Why I Don't Need a Coffee Shop

I keep an eye on other food blogs and see what other people are trying, talking about or investigating. This fall, there's been a lot of talk about a cream cheese-filled pumpkin muffin that's offered by numerous coffee shops, including Starbucks. I've not had one, but I can see the appeal of such a thing. And so, sites all over the place are offering their take on the yummy morsels and I guess I'm no different.

However, I think I've tweaked my rendition a fair bit to take advantage of kitchen appliances and tools, cut down on the preparation time and made them more portable and more versatile.

Now, there's nothing wrong with trying the versions out there that involve wrapping cream cheese filling in plastic and chilling or freezing it for hours. But, frankly, I don't really have the time or patience for that! Beyond that, I've got tools that help me bypass some of the steps suggested for others and I'm all about using the tools at my disposal to make things a bit easier on me and my family. Finally, we're a family on the go. If I want to take muffins on a picnic or send them along in a lunch, I want them to arrive without too much trouble. Therefore, I nixed the crumb topping that many of these recipes suggest. Skipping a crumb topping also allows for something I hadn't considered at first. In a pinch, these muffins become festive autumn cupcakes with a generous slathering of cream cheese frosting on top and a sprinkle of chopped nuts. Who said you can't put together a fun and seasonal dessert in a moment's notice? Just make a full batch of muffins, freeze half and you'll have the base for a last-minute dessert on standby. This is the sort of thing that makes me very happy!

I used my stand mixer, blender and two different dishers (ice cream scoops of differing sizes) to help make putting together this recipe easier. I have two bowls for my stand mixer, so I didn't need to transfer the cream cheese filling and clean dishes partway through the baking process. If you don't have two bowls, you can either stop to clean it and transfer the cream cheese to another container, or just use a food processor to make the cream cheese filling. Might as well have a counter full of appliances to help you out, right? And while you will have a fairly sizable pile of dishes to attend to while the muffins are baking, once they are done, you'll have two dozen versatile gems of autumny goodness at your disposal. And you won't have to shell out the $$$ that coffee shops charge for basically the same thing. Really, when I can begin my day with a pumpkin cream cheese muffin and a mug of hot vacuum-brewed coffee seasoned with cream, honey and cinnamon in the warmth and comfort of my own nest, I just fail to see a reason to seek out a coffee shop in the morning. And when I realize I can enjoy all those things and wear my slippers, I have yet another way to simply bliss out about my favorite season!

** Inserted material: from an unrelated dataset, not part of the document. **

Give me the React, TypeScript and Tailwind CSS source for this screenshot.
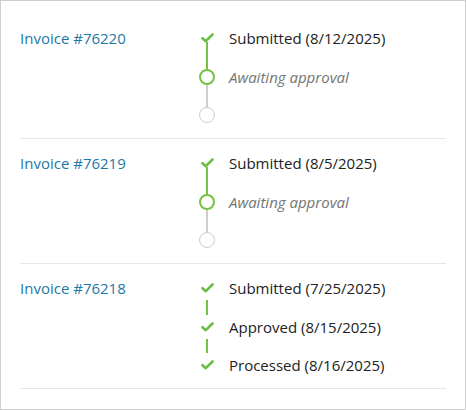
type StepKind = "done" | "current" | "pending";

type Step = { kind: StepKind; label: string };

type Invoice = { id: string; steps: Step[] };

const invoices: Invoice[] = [
  {
    id: "76220",
    steps: [
      { kind: "done", label: "Submitted (8/12/2025)" },
      { kind: "current", label: "Awaiting approval" },
      { kind: "pending", label: "" },
    ],
  },
  {
    id: "76219",
    steps: [
      { kind: "done", label: "Submitted (8/5/2025)" },
      { kind: "current", label: "Awaiting approval" },
      { kind: "pending", label: "" },
    ],
  },
  {
    id: "76218",
    steps: [
      { kind: "done", label: "Submitted (7/25/2025)" },
      { kind: "done", label: "Approved (8/15/2025)" },
      { kind: "done", label: "Processed (8/16/2025)" },
    ],
  },
];

const CheckIcon = () => (
  <svg width="13" height="10" viewBox="0 0 13 10" fill="none">
    <path
      d="M1.5 5.2 L4.8 8.2 L11.5 1.5"
      stroke="#6dbd45"
      strokeWidth="2.6"
      strokeLinecap="round"
      strokeLinejoin="round"
    />
  </svg>
);

const StepIcon = ({ kind }: { kind: StepKind }) => {
  if (kind === "done") return <CheckIcon />;
  if (kind === "current")
    return <div className="w-4 h-4 rounded-full border-2 border-[#76c043] bg-white" />;
  return <div className="w-4 h-4 rounded-full border-[1.5px] border-[#cdcdcd] bg-white" />;
};

// line between two steps; reaches into the icon boxes unless both are checks
const Connector = ({ from, to }: { from: StepKind; to: StepKind }) => {
  const color = to === "pending" ? "bg-[#cdcdcd]" : "bg-[#76c043]";
  let cls = "h-[14.5px]";
  if (from === "done" && to === "current") cls = "h-[26.5px] -mt-[8px]";
  if (from === "current" && to === "pending") cls = "h-[22.5px] -mt-[4px]";
  return (
    <div className="h-[14.5px] flex">
      <div className="w-4 flex justify-center">
        <div className={`w-[1.5px] shrink-0 ${color} ${cls}`} />
      </div>
    </div>
  );
};

const InvoiceRow = ({ invoice }: { invoice: Invoice }) => (
  <div className="flex border-b border-[#e6e6e6] pt-[12px] pb-[11px]">
    <div className="w-[179px] shrink-0">
      <a href="#" className="text-[15px] leading-[24px] text-[#1d78a6]">
        Invoice #{invoice.id}
      </a>
    </div>
    <div className="flex flex-col">
      {invoice.steps.map((step, i) => (
        <div key={i} className="flex flex-col">
          {i > 0 && <Connector from={invoice.steps[i - 1].kind} to={step.kind} />}
          <div className="flex h-6 items-center">
            <div className="w-4 flex justify-center items-center relative z-10">
              <StepIcon kind={step.kind} />
            </div>
            <span
              className={`ml-[14px] text-[15px] leading-[24px] ${
                step.kind === "current" ? "italic text-[#757575]" : "text-[#222222]"
              }`}
            >
              {step.label}
            </span>
          </div>
        </div>
      ))}
    </div>
  </div>
);

export default function App() {
  return (
    <div
      className="w-[466px] h-[410px] bg-white border border-[#cfcfcf] px-[19px] pt-[13px]"
      style={{ fontFamily: '"Open Sans", "Noto Sans", sans-serif' }}
    >
      {invoices.map((inv) => (
        <InvoiceRow key={inv.id} invoice={inv} />
      ))}
    </div>
  );
}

Pumpkin Cream Cheese Muffins

  • 8 oz. cream cheese, softened
  • 1 cup powdered sugar
  • 3 cups all-purpose flour
  • 2 teaspoons ground cinnamon
  • 1 teaspoon ground nutmeg
  • 1 teaspoon ground cloves
  • 1 teaspoon ground allspice
  • 1 teaspoon salt
  • 1 teaspoon baking soda
  • 4 large eggs
  • 2 cups sugar
  • 2 cups pumpkin puree
  • 1 ¼ cups vegetable oil

To prepare the filling, combine the cream cheese and powdered sugar in a medium bowl and mix well until blended and smooth. It will look like slightly underfirm frosting.

To make the muffins, preheat the oven to 350˚ F. Line muffin pans with paper liners. In the bowl of an electric mixer, combine the flour, cinnamon, nutmeg, cloves, allspice, salt and baking soda; whisk to blend. In an electric blender, combine the eggs, sugar, pumpkin puree and oil. (You can actually used cubed, roasted pumpkin and use the blender to puree it all.) Blend until smooth. With the mixer on low speed, add in the wet ingredients to the dry ones, mixing just until incorporated.

To assemble the muffins, fill each muffin well with a small amount of batter, just enough to cover the bottom of the liner (1-2 tablespoons). I like using a scant #20 disher (3 T.) to measure out the pumpkin batter. Then, using a #60 disher (2 tsp.), place a small dollop of cream cheese filling in the center of the pumpkin batter. Divide the remaining batter among the muffin cups, placing on top of the cream cheese to cover completely.

Bake for 20-25 minutes. Transfer to a wire rack and let cool completely before serving.